Post-Lehman, risk information has been in high demand. Still, there seems to exist a “risk gap” among risk managers and risk takers including fund managers and traders in the front office who continue to view risk management as an ‘after the fact’ middle office reporting routine for investors and regulators.

In effect, many risk takers are still not making full use of risk information on a pre-trade basis and are thus not integrating risk into their investment decisions. Until the value of good risk management is effectively championed throughout the organization, traders and portfolio managers who are not already risk-aware will continue to go about their business as usual. That is until an unexpected risk exposure signals the end of their good run and makes them wonder where it all went wrong.  

The need to create a culture of risk within firms is a recurring theme we encounter when speaking with our customers, who range from asset management firms in Australia to broker dealers in the USA. This poses the question, is creating a risk culture a top down or bottom up approach?

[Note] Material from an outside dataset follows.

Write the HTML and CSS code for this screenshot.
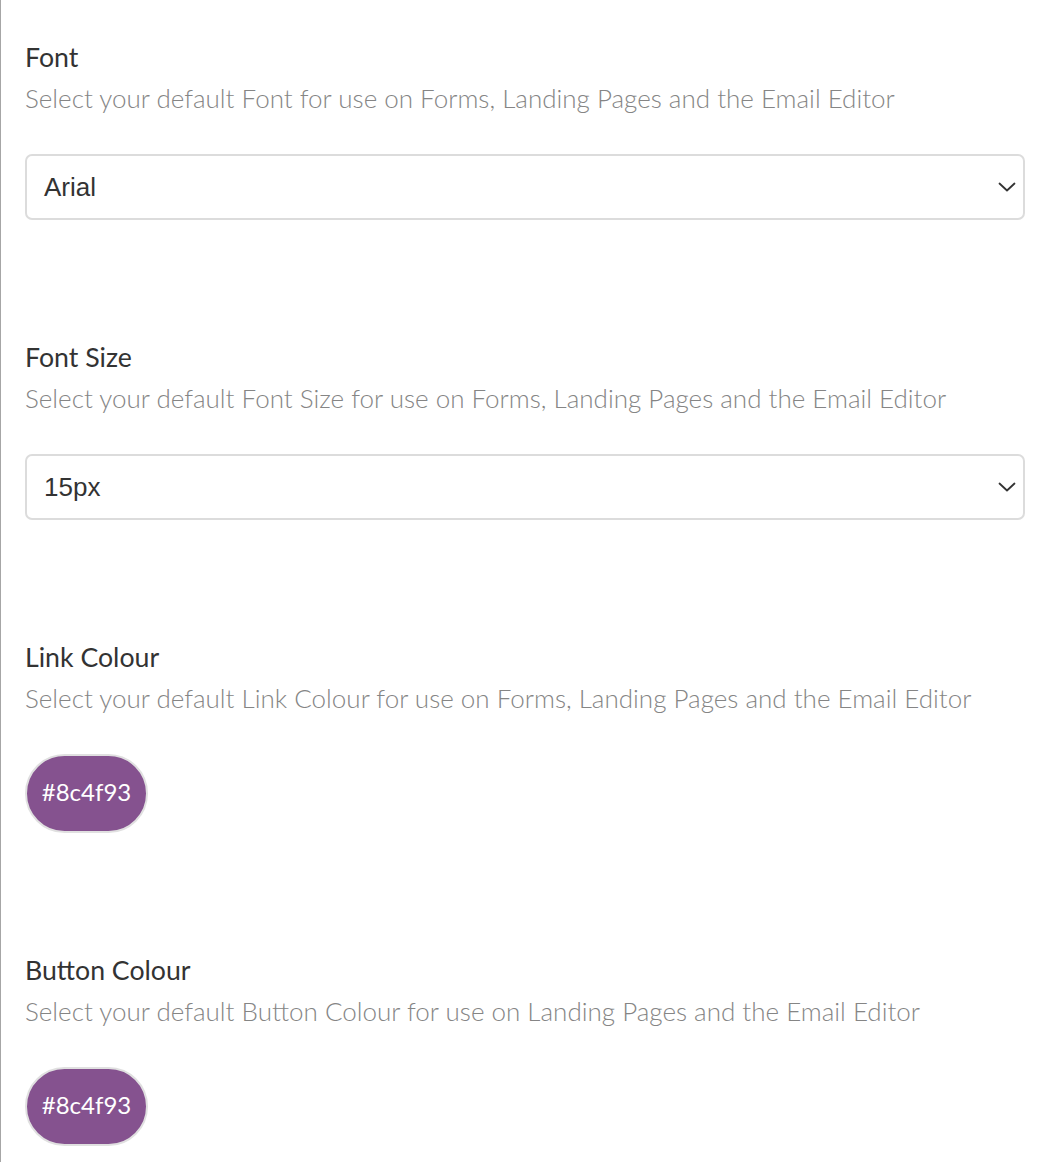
FILE: index.html
```html
<!DOCTYPE html>
<html lang="en">
<head>
<meta charset="utf-8">
<title>Defaults</title>
<link rel="stylesheet" href="styles.css">
</head>
<body>
<div class="page">
  <section class="field">
    <h3 class="label">Font</h3>
    <p class="hint">Select your default Font for use on Forms, Landing Pages and the Email Editor</p>
    <div class="select">
      <span class="value">Arial</span>
      <svg class="chev" width="18" height="10" viewBox="0 0 18 10"><path d="M1.5 1.5 L9 8.5 L16.5 1.5" fill="none" stroke="#333" stroke-width="1.8" stroke-linecap="round" stroke-linejoin="round"/></svg>
    </div>
  </section>
  <section class="field">
    <h3 class="label">Font Size</h3>
    <p class="hint">Select your default Font Size for use on Forms, Landing Pages and the Email Editor</p>
    <div class="select">
      <span class="value">15px</span>
      <svg class="chev" width="18" height="10" viewBox="0 0 18 10"><path d="M1.5 1.5 L9 8.5 L16.5 1.5" fill="none" stroke="#333" stroke-width="1.8" stroke-linecap="round" stroke-linejoin="round"/></svg>
    </div>
  </section>
  <section class="field">
    <h3 class="label">Link Colour</h3>
    <p class="hint">Select your default Link Colour for use on Forms, Landing Pages and the Email Editor</p>
    <div class="swatch">#8c4f93</div>
  </section>
  <section class="field">
    <h3 class="label">Button Colour</h3>
    <p class="hint">Select your default Button Colour for use on Landing Pages and the Email Editor</p>
    <div class="swatch">#8c4f93</div>
  </section>
</div>
</body>
</html>
```
FILE: styles.css
```css
html, body {
  margin: 0;
  padding: 0;
  background: #fff;
}
body {
  font-family: Lato, "Open Sans", sans-serif;
}
.page {
  box-sizing: border-box;
  min-height: 100vh;
  border-left: 1px solid #a6a6a6;
  padding: 39px 21px 0 24px;
  display: flex;
  flex-direction: column;
  gap: 119px;
}
.field {
  display: flex;
  flex-direction: column;
  align-items: flex-start;
}
.label {
  margin: 0;
  font-size: 26.7px;
  font-weight: 400;
  line-height: 36px;
  color: #333;
}
.hint {
  margin: 5px 0 38px;
  font-size: 26px;
  font-weight: 300;
  line-height: 36px;
  color: #858585;
}
.select {
  box-sizing: border-box;
  align-self: stretch;
  height: 66px;
  border: 2px solid #dcdcdc;
  border-radius: 7px;
  display: flex;
  align-items: center;
  justify-content: space-between;
  padding: 0 7px 0 17px;
}
.value {
  font-family: "Liberation Sans", Arial, sans-serif;
  font-size: 26px;
  color: #333;
}
.chev {
  display: block;
}
.swatch {
  box-sizing: border-box;
  width: 123px;
  height: 79px;
  border: 2px solid #e0e0e0;
  border-radius: 40px;
  background: #85528f;
  color: #fff;
  font-size: 24px;
  line-height: 1;
  padding-bottom: 3px;
  display: flex;
  align-items: center;
  justify-content: center;
}
```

The question of how to create a risk culture permeates all levels and functions in an institution. While a top-down approach driven by senior management will ensure that all staff are aware of the value attached to risk management by management, this strategy is likely to result in a compliance-focused risk culture that is validated by the written and spoken word, rather than by everyday actions.

Yet a ‘bottom up’ approach that relies on risk managers taking the lead in creating a risk-aware culture is doomed to fail if they do not have the support of the firm’s senior management and front office ‘rain makers’.

This starts at the top with senior executives including CIOs acting as risk management “champions,” ensuring that all investment decisions are evaluated on a consistent risk-adjusted, with an appreciation of all the relevant risk exposures and a clear view of a range of both upside and downside scenarios, rather than being driven by prescriptive regulatory requirements. This way CIOs, CEOs and risk managers will be provided with a practical guide to creating an organizational culture that puts risk as well as return considerations at the core of all investment decisions.

Since the beginning of the financial crisis in 2008, many observers have argued that an over-reliance on risk models and risk measures like VaR have contributed to the financial crisis. In my view, good risk management starts with a culture that encourages risk and return to be seen as one, rather than separate aspects of the investment process.